Boeing recently completed its formal requalification of the CST-100 Starliner’s flight software in preparation for its next flight. The autonomous spacecraft will fly to the International Space Station during a second uncrewed flight test, Orbital Flight Test-2, in March, ahead of a first crewed flight with NASA astronauts later this year.
Teams in Houston and across the country conducted a full review of Starliner’s flight software and the process by which mission modifications or upgrades will be formally qualified in the future.
“The work this team put into exhaustively wringing out our software is a defining moment for the program,” said John Vollmer, Starliner vice president and program manager. “We’re smarter as a team having been through this process, and most importantly, we’re smarter as a human spaceflight community.”
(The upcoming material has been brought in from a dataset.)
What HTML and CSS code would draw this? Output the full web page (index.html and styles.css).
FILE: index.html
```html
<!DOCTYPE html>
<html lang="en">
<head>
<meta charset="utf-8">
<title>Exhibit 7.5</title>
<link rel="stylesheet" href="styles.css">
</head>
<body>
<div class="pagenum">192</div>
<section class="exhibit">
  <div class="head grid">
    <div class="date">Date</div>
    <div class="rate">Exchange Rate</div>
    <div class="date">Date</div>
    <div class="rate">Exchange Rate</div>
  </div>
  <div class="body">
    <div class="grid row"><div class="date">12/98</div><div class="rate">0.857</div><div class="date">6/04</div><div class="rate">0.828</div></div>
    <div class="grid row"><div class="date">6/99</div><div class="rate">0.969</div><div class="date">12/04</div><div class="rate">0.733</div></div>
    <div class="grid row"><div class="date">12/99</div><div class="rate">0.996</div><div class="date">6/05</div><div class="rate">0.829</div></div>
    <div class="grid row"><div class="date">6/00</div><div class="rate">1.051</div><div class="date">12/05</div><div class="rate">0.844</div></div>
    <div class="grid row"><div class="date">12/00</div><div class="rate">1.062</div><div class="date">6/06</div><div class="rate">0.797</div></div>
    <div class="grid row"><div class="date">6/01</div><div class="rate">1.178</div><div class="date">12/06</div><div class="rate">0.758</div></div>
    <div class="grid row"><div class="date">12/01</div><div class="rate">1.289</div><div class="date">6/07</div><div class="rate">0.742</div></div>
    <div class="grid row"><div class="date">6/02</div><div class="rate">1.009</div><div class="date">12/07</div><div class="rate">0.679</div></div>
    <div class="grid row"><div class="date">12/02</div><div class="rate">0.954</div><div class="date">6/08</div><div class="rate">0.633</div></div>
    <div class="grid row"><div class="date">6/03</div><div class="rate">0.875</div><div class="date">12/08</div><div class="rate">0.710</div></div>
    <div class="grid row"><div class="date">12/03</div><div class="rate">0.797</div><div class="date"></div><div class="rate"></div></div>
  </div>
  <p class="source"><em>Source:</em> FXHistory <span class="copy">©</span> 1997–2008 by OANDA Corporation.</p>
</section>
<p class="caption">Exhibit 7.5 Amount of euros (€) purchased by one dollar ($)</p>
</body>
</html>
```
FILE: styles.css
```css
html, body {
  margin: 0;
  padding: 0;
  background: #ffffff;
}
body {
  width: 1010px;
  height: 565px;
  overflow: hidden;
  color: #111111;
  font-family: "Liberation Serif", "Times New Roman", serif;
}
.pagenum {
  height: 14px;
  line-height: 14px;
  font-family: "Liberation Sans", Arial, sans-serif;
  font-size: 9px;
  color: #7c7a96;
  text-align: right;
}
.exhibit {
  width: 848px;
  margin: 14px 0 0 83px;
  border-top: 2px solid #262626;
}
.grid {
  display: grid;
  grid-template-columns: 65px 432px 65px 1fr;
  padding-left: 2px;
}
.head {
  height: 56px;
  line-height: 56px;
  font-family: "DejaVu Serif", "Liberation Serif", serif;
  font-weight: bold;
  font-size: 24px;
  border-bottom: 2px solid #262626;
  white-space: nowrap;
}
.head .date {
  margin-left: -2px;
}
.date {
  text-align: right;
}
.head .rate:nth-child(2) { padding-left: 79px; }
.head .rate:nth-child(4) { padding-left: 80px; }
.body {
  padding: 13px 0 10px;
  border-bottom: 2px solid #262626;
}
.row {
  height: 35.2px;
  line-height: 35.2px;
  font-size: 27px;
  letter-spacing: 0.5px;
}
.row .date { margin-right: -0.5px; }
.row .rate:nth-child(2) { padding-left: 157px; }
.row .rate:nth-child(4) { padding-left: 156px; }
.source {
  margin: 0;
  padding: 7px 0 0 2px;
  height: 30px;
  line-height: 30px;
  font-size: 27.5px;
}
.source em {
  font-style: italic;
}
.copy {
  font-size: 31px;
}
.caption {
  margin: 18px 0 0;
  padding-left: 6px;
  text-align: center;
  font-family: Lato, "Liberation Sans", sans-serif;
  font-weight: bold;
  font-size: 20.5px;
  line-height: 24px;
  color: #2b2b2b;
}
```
The team began by evaluating Starliner’s software requirements and the testing associated with its verification. Reviews were conducted to ensure Starliner’s Houston-based Avionics and Software Integration Lab, or ASIL, was sufficiently outfitted and configured to support all testing. Additional assessments were made to verify the complete integration of software with all recommended flight hardware. Software engineers also validated all the simulators and emulators to ensure they were accurate models.
The team then conducted a series of tests to confirm Starliner’s updated software met design specifications. They also conducted static and dynamic tests inside the software integration lab, including hundreds of cases ranging from single command verifications to comprehensive end-to-end mission scenarios with the core software.
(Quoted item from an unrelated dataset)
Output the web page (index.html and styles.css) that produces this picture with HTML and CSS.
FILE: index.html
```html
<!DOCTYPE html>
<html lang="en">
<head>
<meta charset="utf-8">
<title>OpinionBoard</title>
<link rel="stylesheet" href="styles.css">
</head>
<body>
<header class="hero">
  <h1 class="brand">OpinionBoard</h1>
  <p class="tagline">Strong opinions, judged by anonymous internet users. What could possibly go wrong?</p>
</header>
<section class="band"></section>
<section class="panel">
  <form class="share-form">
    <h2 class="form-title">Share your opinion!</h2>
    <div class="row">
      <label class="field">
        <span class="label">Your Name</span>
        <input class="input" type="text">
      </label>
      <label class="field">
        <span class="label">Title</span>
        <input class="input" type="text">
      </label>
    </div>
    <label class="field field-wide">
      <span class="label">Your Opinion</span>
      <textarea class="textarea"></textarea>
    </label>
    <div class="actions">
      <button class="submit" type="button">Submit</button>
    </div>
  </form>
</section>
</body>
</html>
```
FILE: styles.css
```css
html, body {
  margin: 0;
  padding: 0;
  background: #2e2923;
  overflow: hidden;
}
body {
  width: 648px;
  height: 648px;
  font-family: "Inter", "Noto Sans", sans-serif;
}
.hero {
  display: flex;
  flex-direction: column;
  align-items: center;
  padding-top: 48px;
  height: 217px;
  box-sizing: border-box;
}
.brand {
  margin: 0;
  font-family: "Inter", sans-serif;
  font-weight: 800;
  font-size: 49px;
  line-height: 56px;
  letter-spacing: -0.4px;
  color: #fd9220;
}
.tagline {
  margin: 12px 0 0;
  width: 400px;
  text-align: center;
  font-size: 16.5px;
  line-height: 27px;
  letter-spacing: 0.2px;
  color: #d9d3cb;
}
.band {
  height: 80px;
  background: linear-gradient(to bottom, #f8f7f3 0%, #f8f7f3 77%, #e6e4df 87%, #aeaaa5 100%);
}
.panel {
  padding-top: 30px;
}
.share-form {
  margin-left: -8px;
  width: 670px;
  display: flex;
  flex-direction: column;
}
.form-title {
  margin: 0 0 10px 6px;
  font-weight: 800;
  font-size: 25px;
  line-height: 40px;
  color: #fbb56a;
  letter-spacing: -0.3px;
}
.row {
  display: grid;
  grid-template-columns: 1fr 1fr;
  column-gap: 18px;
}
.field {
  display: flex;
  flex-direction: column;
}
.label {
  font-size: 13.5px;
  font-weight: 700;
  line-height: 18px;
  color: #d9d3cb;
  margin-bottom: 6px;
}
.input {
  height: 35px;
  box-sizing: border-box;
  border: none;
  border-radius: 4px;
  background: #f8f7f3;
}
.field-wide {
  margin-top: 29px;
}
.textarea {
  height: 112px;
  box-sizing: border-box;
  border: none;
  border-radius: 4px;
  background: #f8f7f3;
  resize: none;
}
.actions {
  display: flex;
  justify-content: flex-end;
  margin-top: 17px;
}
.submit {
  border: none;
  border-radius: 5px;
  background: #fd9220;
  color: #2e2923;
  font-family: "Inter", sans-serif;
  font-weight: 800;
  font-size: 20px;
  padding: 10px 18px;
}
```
When the COVID-19 pandemic threatened the team’s progress, the program swiftly transitioned to virtual work, and enlisted support from across the company.
“Throughout all the turmoil 2020 handed us, this team remained energetic and inspired to be successful,” said Aaron Kraftcheck, Starliner’s software test and verification manager. “They want to do their very best for their country and their fellow citizens by helping to restore the pride NASA has in flying humans safely in space.”
Hardware and software integrated test events are planned with the spacecraft’s launch vehicle provider, United Launch Alliance, to further strengthen that portion of the qualification test regimen, and with NASA’s International Space Station program to verify Starliner’s code is robust and error-free throughout joint docking and undocking operations.
Boeing will then run through an end-to-end simulation of the OFT-2 test flight in the company’s ASIL using flight hardware and the final versions of Starliner’s flight software to accurately model the spacecraft’s expected behavior. The simulation will be conducted over several days and includes complete pre-launch to docking and undocking to landing events.
“As we continue carrying out these critical milestones and reviews, we remain true to our values of safety, quality and integrity,” Vollmer said. “Completing OFT-2 brings us one step closer to our end goal of transporting astronauts to and from the International Space Station this year.”